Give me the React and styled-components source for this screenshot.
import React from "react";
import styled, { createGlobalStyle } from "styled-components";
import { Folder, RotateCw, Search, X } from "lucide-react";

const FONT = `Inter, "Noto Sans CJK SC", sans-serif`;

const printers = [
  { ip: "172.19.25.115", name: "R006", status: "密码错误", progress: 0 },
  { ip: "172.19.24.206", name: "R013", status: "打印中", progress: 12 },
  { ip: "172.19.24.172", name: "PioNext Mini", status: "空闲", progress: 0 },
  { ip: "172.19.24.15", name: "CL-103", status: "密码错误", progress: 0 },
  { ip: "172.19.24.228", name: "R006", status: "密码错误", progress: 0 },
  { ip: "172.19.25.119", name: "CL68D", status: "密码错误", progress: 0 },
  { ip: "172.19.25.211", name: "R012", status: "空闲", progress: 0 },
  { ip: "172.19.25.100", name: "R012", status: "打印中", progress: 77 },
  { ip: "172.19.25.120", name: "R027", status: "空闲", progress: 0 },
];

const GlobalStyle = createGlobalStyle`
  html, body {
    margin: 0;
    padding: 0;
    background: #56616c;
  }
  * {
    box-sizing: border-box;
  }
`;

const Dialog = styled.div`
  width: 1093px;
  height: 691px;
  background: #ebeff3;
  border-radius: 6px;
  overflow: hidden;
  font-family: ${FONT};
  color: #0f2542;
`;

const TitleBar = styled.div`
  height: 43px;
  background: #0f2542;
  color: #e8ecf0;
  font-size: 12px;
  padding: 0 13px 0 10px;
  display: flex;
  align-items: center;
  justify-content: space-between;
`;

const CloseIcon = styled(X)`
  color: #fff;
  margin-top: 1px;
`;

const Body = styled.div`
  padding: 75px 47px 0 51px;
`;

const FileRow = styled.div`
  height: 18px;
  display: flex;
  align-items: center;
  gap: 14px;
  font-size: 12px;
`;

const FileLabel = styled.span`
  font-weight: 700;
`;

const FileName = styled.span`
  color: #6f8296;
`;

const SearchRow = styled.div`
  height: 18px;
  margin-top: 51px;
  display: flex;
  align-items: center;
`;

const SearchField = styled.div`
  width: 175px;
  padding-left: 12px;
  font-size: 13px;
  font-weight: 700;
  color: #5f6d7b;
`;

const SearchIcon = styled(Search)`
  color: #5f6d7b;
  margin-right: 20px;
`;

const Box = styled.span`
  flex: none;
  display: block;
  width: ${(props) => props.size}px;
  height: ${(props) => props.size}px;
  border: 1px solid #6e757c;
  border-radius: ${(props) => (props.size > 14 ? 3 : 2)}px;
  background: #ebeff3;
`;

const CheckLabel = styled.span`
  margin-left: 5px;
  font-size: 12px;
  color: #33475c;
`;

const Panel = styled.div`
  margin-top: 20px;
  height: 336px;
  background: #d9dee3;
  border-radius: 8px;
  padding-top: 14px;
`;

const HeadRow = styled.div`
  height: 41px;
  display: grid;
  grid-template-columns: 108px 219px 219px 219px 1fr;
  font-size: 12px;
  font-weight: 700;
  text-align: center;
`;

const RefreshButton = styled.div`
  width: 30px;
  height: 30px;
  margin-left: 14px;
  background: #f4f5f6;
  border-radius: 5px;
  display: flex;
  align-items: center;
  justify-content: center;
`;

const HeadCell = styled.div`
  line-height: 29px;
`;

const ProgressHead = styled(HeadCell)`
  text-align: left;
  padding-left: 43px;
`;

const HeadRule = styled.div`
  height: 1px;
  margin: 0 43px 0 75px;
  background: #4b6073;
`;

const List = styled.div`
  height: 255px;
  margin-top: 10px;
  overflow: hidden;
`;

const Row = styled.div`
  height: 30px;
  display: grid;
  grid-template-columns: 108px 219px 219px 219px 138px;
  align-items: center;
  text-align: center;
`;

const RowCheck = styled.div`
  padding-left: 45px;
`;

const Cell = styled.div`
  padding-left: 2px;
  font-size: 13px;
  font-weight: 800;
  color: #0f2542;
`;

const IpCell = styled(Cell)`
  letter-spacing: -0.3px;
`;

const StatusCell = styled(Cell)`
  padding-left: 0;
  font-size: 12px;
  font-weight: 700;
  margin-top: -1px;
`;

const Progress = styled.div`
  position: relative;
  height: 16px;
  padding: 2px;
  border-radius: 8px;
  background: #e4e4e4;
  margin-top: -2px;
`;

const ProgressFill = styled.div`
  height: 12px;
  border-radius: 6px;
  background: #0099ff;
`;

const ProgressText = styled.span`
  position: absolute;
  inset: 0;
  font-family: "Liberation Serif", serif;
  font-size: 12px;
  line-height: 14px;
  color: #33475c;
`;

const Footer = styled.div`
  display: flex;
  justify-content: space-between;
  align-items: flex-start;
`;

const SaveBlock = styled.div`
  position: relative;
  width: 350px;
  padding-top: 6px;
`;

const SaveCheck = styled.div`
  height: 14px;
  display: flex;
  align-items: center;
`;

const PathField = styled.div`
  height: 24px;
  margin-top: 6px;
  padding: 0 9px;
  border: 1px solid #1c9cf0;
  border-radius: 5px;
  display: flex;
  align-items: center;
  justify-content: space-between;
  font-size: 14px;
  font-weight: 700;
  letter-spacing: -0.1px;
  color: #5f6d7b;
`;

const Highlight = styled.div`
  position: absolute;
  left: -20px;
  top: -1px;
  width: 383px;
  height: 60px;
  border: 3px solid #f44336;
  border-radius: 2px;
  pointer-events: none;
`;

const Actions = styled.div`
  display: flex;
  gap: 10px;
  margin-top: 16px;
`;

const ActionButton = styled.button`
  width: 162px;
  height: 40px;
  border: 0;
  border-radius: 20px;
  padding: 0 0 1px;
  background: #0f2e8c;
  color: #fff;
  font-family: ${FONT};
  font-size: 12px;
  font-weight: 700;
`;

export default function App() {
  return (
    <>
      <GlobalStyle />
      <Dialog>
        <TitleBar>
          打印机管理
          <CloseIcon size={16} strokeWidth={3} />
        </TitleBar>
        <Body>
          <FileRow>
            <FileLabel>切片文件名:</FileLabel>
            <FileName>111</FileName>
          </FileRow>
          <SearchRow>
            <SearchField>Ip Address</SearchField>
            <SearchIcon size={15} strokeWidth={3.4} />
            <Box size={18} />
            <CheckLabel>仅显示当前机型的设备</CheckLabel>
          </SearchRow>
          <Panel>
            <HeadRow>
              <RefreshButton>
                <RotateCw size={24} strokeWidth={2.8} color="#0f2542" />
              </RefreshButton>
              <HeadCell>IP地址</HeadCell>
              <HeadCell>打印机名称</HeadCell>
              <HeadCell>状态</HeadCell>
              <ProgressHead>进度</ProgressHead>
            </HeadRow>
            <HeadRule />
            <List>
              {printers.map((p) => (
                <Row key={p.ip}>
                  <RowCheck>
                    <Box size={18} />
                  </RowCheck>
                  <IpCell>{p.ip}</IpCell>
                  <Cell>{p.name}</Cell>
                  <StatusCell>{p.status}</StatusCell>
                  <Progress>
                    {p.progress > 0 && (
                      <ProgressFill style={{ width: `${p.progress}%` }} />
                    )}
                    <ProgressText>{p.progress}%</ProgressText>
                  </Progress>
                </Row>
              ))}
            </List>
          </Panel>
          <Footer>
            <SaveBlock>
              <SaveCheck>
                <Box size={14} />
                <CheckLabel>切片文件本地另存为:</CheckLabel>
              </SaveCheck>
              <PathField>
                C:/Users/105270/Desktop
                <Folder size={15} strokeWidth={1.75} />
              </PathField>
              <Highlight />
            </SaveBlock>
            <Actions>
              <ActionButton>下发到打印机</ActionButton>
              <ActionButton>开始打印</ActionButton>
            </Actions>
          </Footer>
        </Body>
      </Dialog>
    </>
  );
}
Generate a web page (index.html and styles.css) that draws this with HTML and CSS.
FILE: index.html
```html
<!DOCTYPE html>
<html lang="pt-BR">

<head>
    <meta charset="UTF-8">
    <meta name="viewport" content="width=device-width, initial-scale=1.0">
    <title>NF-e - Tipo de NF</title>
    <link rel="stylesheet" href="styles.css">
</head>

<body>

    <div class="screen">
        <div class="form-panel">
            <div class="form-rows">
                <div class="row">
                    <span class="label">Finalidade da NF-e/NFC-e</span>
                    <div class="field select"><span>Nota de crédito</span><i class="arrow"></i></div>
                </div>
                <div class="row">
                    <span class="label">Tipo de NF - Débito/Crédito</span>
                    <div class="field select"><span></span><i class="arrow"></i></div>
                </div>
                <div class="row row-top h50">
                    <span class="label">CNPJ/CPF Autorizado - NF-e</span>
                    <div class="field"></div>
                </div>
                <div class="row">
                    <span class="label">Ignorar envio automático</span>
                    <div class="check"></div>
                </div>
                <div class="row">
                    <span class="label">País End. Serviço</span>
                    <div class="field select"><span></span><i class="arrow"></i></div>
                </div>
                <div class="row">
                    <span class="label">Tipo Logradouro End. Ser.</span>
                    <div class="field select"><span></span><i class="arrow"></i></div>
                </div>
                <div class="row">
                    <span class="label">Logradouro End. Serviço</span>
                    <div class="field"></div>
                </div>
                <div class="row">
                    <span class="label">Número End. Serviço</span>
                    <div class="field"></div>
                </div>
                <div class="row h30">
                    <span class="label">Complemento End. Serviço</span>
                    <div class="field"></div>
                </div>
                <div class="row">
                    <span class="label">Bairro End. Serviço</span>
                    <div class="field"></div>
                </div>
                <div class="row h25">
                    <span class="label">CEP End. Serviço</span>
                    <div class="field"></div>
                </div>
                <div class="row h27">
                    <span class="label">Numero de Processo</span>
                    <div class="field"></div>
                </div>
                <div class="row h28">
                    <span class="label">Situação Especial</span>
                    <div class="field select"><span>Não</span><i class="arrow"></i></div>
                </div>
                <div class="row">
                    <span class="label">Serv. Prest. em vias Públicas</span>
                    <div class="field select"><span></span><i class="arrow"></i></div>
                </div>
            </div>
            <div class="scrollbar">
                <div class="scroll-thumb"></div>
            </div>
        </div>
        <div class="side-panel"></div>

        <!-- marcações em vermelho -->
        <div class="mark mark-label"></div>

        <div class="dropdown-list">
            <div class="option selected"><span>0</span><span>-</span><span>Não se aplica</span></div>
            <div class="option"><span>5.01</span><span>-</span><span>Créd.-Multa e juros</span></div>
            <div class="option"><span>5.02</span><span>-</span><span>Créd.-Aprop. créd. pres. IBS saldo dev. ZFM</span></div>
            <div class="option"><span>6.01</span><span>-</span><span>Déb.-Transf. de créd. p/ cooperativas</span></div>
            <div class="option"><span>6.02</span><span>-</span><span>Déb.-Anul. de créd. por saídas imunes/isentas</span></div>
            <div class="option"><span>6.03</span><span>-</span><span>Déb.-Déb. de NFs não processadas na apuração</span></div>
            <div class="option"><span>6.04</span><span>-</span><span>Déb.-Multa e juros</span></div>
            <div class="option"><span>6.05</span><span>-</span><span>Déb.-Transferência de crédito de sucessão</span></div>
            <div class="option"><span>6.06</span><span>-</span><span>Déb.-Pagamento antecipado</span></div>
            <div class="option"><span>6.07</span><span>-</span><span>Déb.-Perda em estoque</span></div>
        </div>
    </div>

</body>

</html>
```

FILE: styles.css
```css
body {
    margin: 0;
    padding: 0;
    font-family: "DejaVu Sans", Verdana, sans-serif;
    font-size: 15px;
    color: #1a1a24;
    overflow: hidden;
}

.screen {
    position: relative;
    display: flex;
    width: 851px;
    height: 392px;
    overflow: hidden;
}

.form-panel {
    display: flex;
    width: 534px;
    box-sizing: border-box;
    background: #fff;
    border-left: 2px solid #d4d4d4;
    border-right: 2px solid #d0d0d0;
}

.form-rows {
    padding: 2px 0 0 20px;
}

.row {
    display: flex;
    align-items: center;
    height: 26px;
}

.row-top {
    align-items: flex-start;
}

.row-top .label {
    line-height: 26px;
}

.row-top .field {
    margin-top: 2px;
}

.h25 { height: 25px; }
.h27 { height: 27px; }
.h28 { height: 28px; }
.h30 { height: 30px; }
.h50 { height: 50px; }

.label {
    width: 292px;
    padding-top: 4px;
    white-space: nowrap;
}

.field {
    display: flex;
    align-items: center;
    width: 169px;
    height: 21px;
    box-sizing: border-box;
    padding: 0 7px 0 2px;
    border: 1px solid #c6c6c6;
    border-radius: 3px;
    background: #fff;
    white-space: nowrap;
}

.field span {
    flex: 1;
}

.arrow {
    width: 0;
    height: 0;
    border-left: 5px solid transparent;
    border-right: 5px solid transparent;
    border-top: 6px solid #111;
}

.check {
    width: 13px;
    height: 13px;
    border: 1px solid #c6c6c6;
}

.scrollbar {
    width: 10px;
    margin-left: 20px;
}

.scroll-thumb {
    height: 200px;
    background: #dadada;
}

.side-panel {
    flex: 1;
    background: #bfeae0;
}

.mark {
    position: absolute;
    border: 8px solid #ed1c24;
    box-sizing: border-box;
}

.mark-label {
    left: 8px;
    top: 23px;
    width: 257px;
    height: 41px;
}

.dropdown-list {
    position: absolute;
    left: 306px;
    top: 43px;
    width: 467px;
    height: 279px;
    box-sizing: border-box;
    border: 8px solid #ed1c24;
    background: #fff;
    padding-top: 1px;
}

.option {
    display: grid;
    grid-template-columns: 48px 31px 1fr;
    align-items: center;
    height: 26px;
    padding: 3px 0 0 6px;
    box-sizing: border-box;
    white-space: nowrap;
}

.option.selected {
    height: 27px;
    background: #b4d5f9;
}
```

****

* Directions *
Only the lines from the first line of the records through the line containing "RotateCw, Search, X" should be repeated, exactly as they appear.

* Written solution *
Give me the React and styled-components source for this screenshot.
import React from "react";
import styled, { createGlobalStyle } from "styled-components";
import { Folder, RotateCw, Search, X } from "lucide-react";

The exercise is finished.